The Benchmark For US Presidents: The 1st 100 Days Test

Posted by Kris | Tuesday, February 03, 2009 | , | 0 comments »

Franklin Delano Roosevelt

The Obama administration will be certainly be put under the litmus test for the 1st 100 days of power. The 100 days test was made famous by Franklin Roosevelt, one of the most loved and famous US presidents who is known to be a steadfast & firm president that brought the US out of the Great Depression. Now i am reading his a book on his biography albeit a very slow pace.

Sudden violatility upwards will certainly be a quick death to short sellers if Obama wants to have a great start to the 1st 100 days by pumping MORE cash into the market. The 100 days seems to be grading period for the US presidents before he/she begins the 4 year tenure. He cannot afford to screw up this and don't hope for a 2nd term re-election.

Good luck Obama. :)

THE FIRST 100 DAYS 

Roosevelt entered office at a time when fear and panic had paralyzed the nation. In a famous passage, historian Arthur Schlesinger described the mood at FDR's inauguration: "It was now a matter of seeing whether a representative democracy could conquer economic collapse. It was a matter of staving off violence -- even, some though -- revolution.

FDR's natural air of confidence and optimism did much to reassure the nation. His inauguration on March 4 occurred literally in the middle of a terrifying bank panic -- hence the backdrop for his famous words: "The only thing we have to fear is fear itself." The very next day, to prevent a run on banks, he declared a "bank holiday," closing all banks indefinitely until bankers and government could regain control of the situation. The term "holiday" was meant to give a festive air to what was actually a desperate situation, but such was FDR's desire to provide hope to the nation. 

Congress was almost entirely compliant and gave the President everything he wanted. The Emergency Banking Bill, which strengthened, reorganized and reopened the most solvent banks, was passed overwhelmingly by Congress with little debate. On March 12, Roosevelt announced that the soundest banks would reopen. On March 13, deposits at those banks exceeded withdrawals -- a tremendous relief to a worried nation. "Capitalism was saved in eight days," said Raymond Moley, a member of the President's Brain Trust. 

The bank holiday was a vivid example of the effectiveness of government intervention in an economic crisis. Hoover had allowed two previous bank panics to run their course, which contributed to over 10,000 bank failures and $2 billion in lost deposits. The bank holiday secured Roosevelt's political reputation, and convinced both Congress and the public that the New Deal was the right road to follow. 

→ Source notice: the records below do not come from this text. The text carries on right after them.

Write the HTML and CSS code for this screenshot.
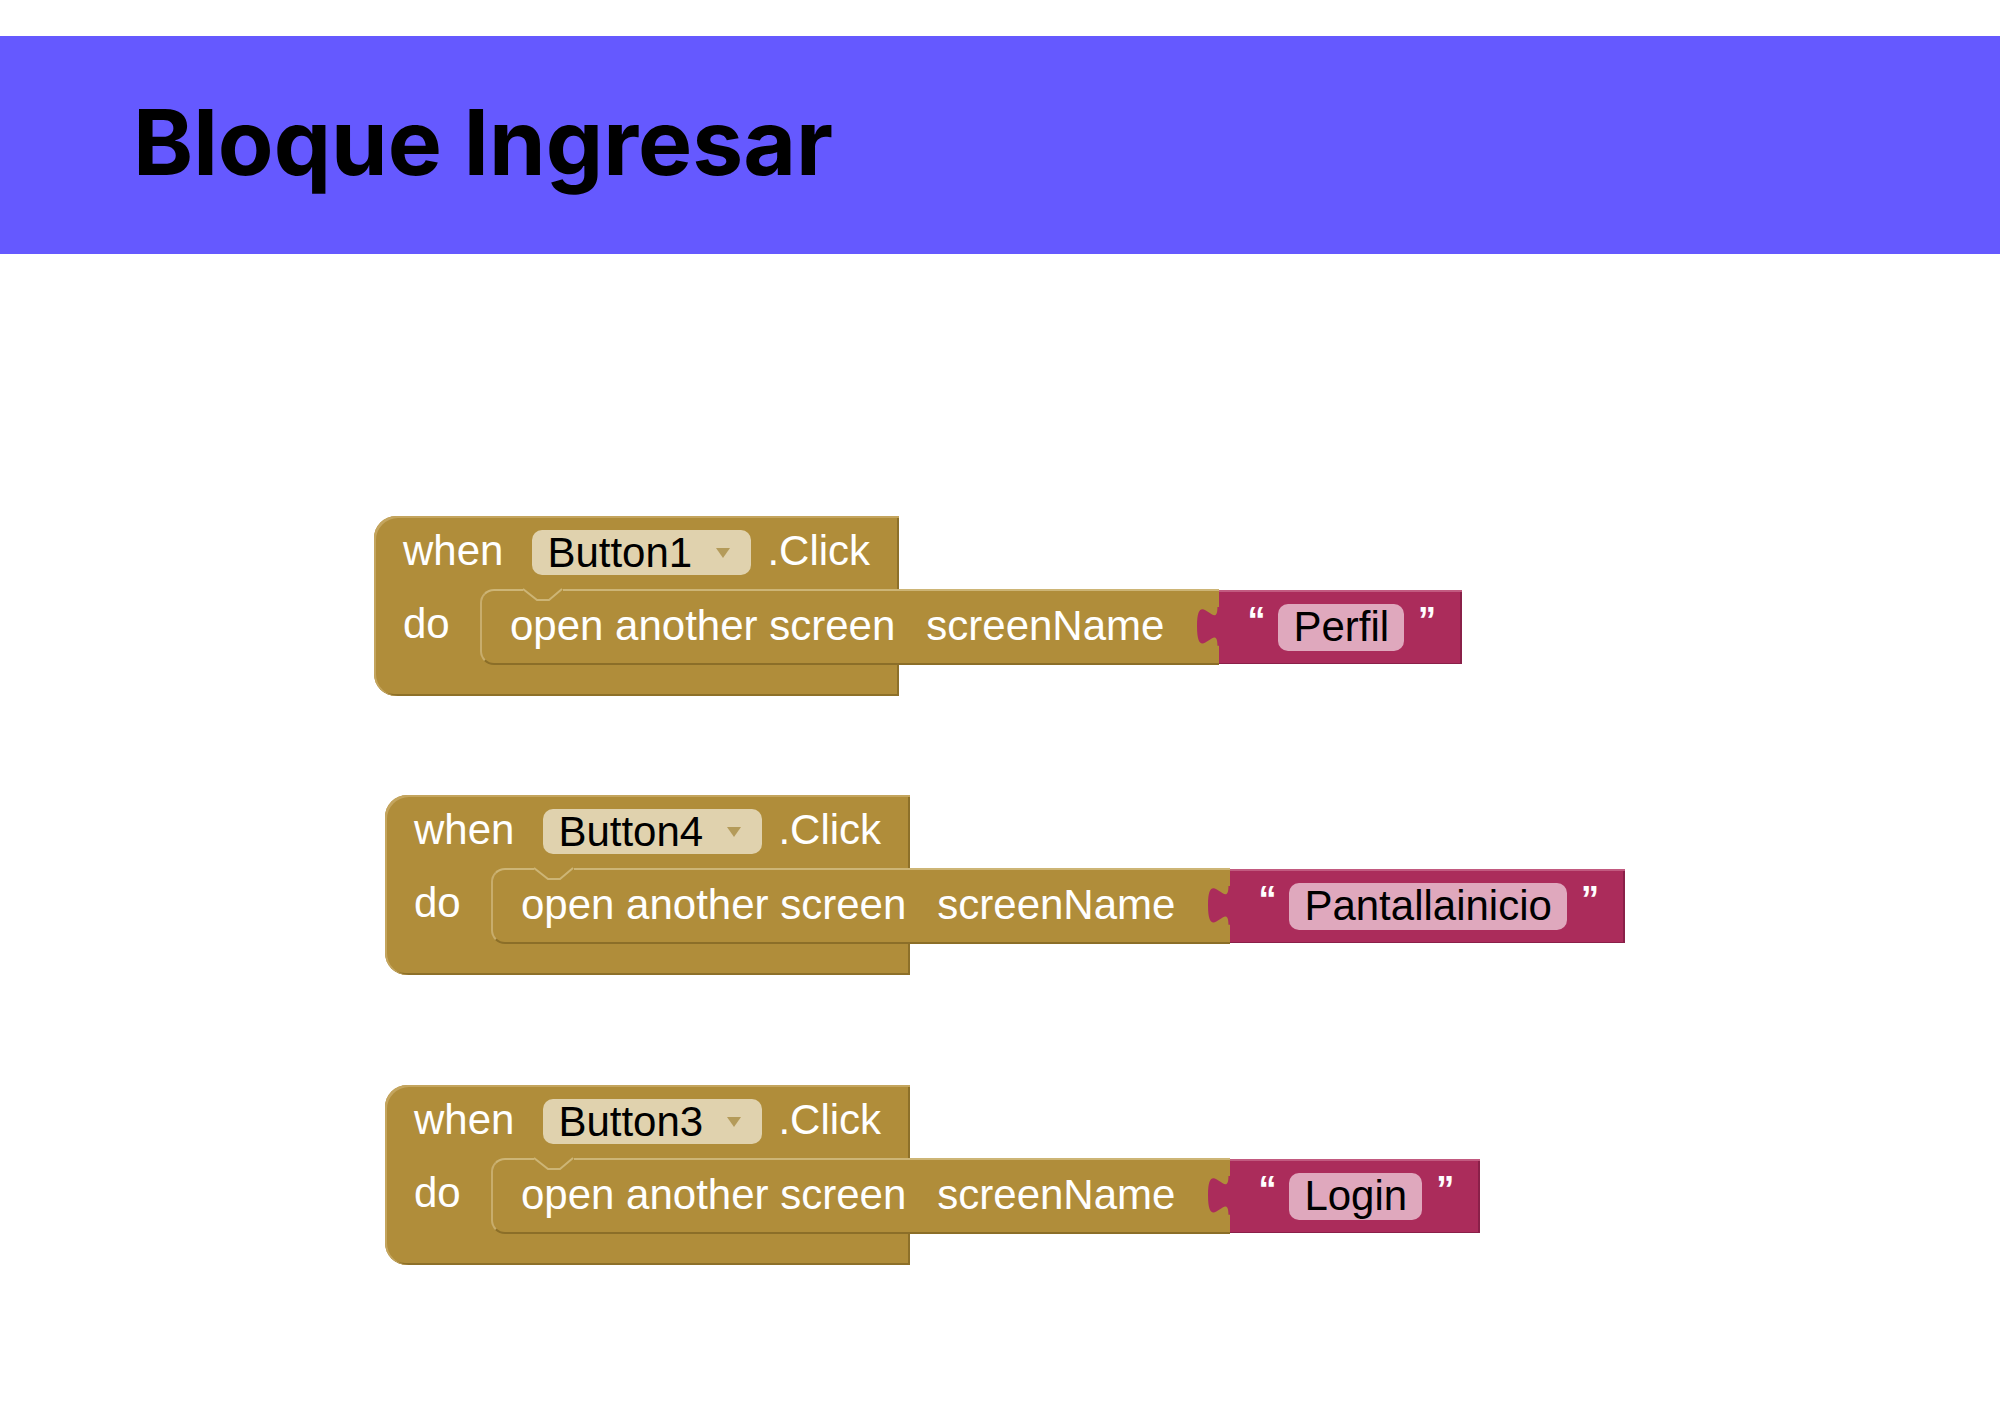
FILE: index.html
```html
<!DOCTYPE html>
<html lang="es">
<head>
<meta charset="utf-8">
<title>Bloque Ingresar</title>
<link rel="stylesheet" href="styles.css">
</head>
<body>
<header class="banner">
  <h1 class="title">Bloque Ingresar</h1>
</header>
<main class="canvas">

  <div class="event ev1">
    <div class="hat">
      <span class="lbl">when</span>
      <span class="dropdown">Button1<svg class="tri" width="14" height="10" viewBox="0 0 14 10"><polygon points="0,0 14,0 7,10" /></svg></span>
      <span class="lbl">.Click</span>
    </div>
    <div class="body">
      <div class="do-col"><span class="lbl">do</span></div>
      <div class="stmt">
        <svg class="notch" width="40" height="14" viewBox="0 0 40 14"><rect x="0" y="0" width="40" height="3" class="notch-fill"/><polyline points="0,1 14,12 26,12 39,1" class="notch-line"/></svg>
        <span class="lbl">open another screen</span>
        <span class="lbl">screenName</span>
      </div>
      <div class="text-block">
        <svg class="tab" width="24" height="40" viewBox="-8.4 0 9.4 15.5" preserveAspectRatio="none"><path d="M1,0 L0,0 C0,10 -8,-8 -8,7.5 C-8,23 0,5 0,15 L1,15 Z"/></svg>
        <span class="q">“</span><span class="field">Perfil</span><span class="q">”</span>
      </div>
    </div>
    <div class="foot"></div>
  </div>

  <div class="event ev2">
    <div class="hat">
      <span class="lbl">when</span>
      <span class="dropdown">Button4<svg class="tri" width="14" height="10" viewBox="0 0 14 10"><polygon points="0,0 14,0 7,10" /></svg></span>
      <span class="lbl">.Click</span>
    </div>
    <div class="body">
      <div class="do-col"><span class="lbl">do</span></div>
      <div class="stmt">
        <svg class="notch" width="40" height="14" viewBox="0 0 40 14"><rect x="0" y="0" width="40" height="3" class="notch-fill"/><polyline points="0,1 14,12 26,12 39,1" class="notch-line"/></svg>
        <span class="lbl">open another screen</span>
        <span class="lbl">screenName</span>
      </div>
      <div class="text-block">
        <svg class="tab" width="24" height="40" viewBox="-8.4 0 9.4 15.5" preserveAspectRatio="none"><path d="M1,0 L0,0 C0,10 -8,-8 -8,7.5 C-8,23 0,5 0,15 L1,15 Z"/></svg>
        <span class="q">“</span><span class="field">Pantallainicio</span><span class="q">”</span>
      </div>
    </div>
    <div class="foot"></div>
  </div>

  <div class="event ev3">
    <div class="hat">
      <span class="lbl">when</span>
      <span class="dropdown">Button3<svg class="tri" width="14" height="10" viewBox="0 0 14 10"><polygon points="0,0 14,0 7,10" /></svg></span>
      <span class="lbl">.Click</span>
    </div>
    <div class="body">
      <div class="do-col"><span class="lbl">do</span></div>
      <div class="stmt">
        <svg class="notch" width="40" height="14" viewBox="0 0 40 14"><rect x="0" y="0" width="40" height="3" class="notch-fill"/><polyline points="0,1 14,12 26,12 39,1" class="notch-line"/></svg>
        <span class="lbl">open another screen</span>
        <span class="lbl">screenName</span>
      </div>
      <div class="text-block">
        <svg class="tab" width="24" height="40" viewBox="-8.4 0 9.4 15.5" preserveAspectRatio="none"><path d="M1,0 L0,0 C0,10 -8,-8 -8,7.5 C-8,23 0,5 0,15 L1,15 Z"/></svg>
        <span class="q">“</span><span class="field">Login</span><span class="q">”</span>
      </div>
    </div>
    <div class="foot"></div>
  </div>

</main>
</body>
</html>
```

FILE: styles.css
```css
html, body {
  margin: 0;
  padding: 0;
  background: #ffffff;
}

body {
  width: 2000px;
  height: 1414px;
  overflow: hidden;
  font-family: "Liberation Sans", Arial, sans-serif;
}

.banner {
  margin-top: 36px;
  height: 218px;
  box-sizing: border-box;
  background: #6559ff;
  padding-left: 133px;
  padding-bottom: 6px;
  display: flex;
  align-items: center;
}

.title {
  margin: 0;
  font-family: "Inter", "DejaVu Sans", sans-serif;
  font-weight: 700;
  font-size: 91px;
  letter-spacing: 0;
  color: #000000;
}

.canvas {
  padding-top: 262px;
  display: flex;
  flex-direction: column;
  align-items: flex-start;
}

.event {
  display: flex;
  flex-direction: column;
  align-items: flex-start;
}

.ev1 { margin-left: 374px; }
.ev2 { margin-left: 385px; margin-top: 99px; }
.ev3 { margin-left: 385px; margin-top: 110px; }

.lbl {
  color: #ffffff;
  font-size: 42px;
  white-space: nowrap;
}

/* ---------- event (hat) block ---------- */
.hat {
  width: 525px;
  height: 73px;
  box-sizing: border-box;
  background: #b08d3a;
  border-top-left-radius: 22px;
  display: flex;
  align-items: center;
  padding: 0 0 3px 29px;
  box-shadow: inset 2px 2px 0 #c4a55e, inset -2px 0 0 #8d7029;
}

.dropdown {
  margin-left: 29px;
  margin-top: 3px;
  height: 45px;
  width: 219px;
  box-sizing: border-box;
  padding-left: 15px;
  border-radius: 10px;
  background: #e0d2ae;
  color: #000000;
  font-size: 42px;
  display: flex;
  align-items: center;
  white-space: nowrap;
}

.tri {
  margin-left: 24px;
  fill: #b49b5a;
}

.hat .dropdown + .lbl {
  margin-left: 16px;
}

.body {
  display: flex;
  align-items: stretch;
}

.do-col {
  width: 126px;
  margin-right: -20px;
  height: 76px;
  box-sizing: border-box;
  background: #b08d3a;
  padding: 11px 0 0 29px;
  box-shadow: inset 2px 0 0 #c4a55e;
}

.stmt {
  position: relative;
  height: 76px;
  box-sizing: border-box;
  background: #b08d3a;
  border-top: 2px solid #cdb576;
  border-left: 2px solid #c8ad6c;
  border-bottom: 2px solid #8b6e28;
  border-top-left-radius: 14px;
  border-bottom-left-radius: 14px;
  padding: 11px 55px 0 28px;
  display: flex;
  align-items: flex-start;
  gap: 31px;
}

.notch {
  position: absolute;
  left: 41px;
  top: -3px;
}

.notch-fill { fill: #b08d3a; }

.notch-line {
  fill: none;
  stroke: #cdb576;
  stroke-width: 2;
}

/* ---------- text block ---------- */
.text-block {
  position: relative;
  align-self: center;
  height: 74px;
  box-sizing: border-box;
  background: #ab2c5b;
  padding: 0 26px 0 28px;
  display: flex;
  align-items: center;
  box-shadow: inset 0 2px 0 #c25a80, inset -2px 0 0 #8a2049, inset 0 -1px 0 #8a2049;
}

.tab {
  position: absolute;
  left: -23px;
  top: 17px;
  fill: #ab2c5b;
}

.q {
  align-self: flex-start;
  margin-top: 13px;
  color: #ffffff;
  font-size: 36px;
  font-weight: 700;
  line-height: 1;
}

.field {
  height: 47px;
  box-sizing: border-box;
  margin: 0 14px 0 13px;
  padding: 0 15px;
  border-radius: 10px;
  background: #dfa8bd;
  color: #000000;
  font-size: 42px;
  display: flex;
  align-items: center;
  white-space: nowrap;
}

.foot {
  width: 525px;
  height: 31px;
  box-sizing: border-box;
  background: #b08d3a;
  border-bottom-left-radius: 22px;
  box-shadow: inset 2px 0 0 #c4a55e, inset -2px -2px 0 #8d7029;
}
```
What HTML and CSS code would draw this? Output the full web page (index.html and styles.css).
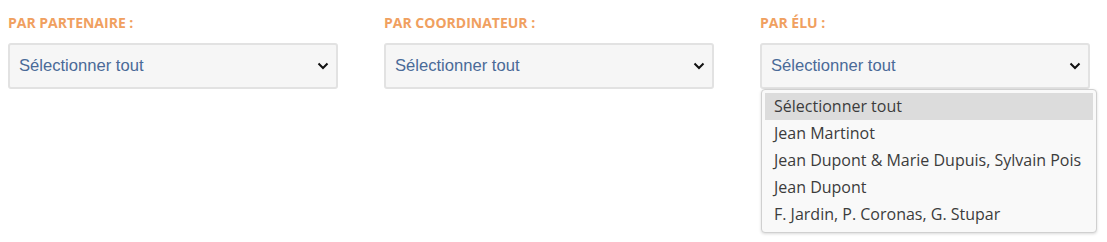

Roosevelt's strategy consisted of two parts: first, provide relief for those who needed it most, which often involved a redistribution of wealth from the rich to the poor. Second, provide long-lasting reform to the nation's economy, through reorganization and the creation of new agencies. Most of Roosevelt's policies can be described as "taking from one pocket to put in the other." Fixated with a balanced budget, and fretful when it was not, Roosevelt made sure that anything given to one sector of the economy was taken from somewhere else. He did not accept Keynes' recommendation to begin heavy deficit spending, and did not do so until the threat of World War II forced him to. 

Roosevelt's legendary "First 100 Days" concentrated on the first part of his strategy: immediate relief. From March 9 to June 16, 1933, FDR sent Congress a record number of bills, all of which passed easily. These included the creation of the Federal Emergency Relief Administration, the Civilian Conservation Corps, the Reconstruction Finance Corporation, and the Tennessee Valley Authority. Congress also gave the Federal Trade Commission broad new regulatory powers, and provided mortgage relief to millions of farmers and homeowners.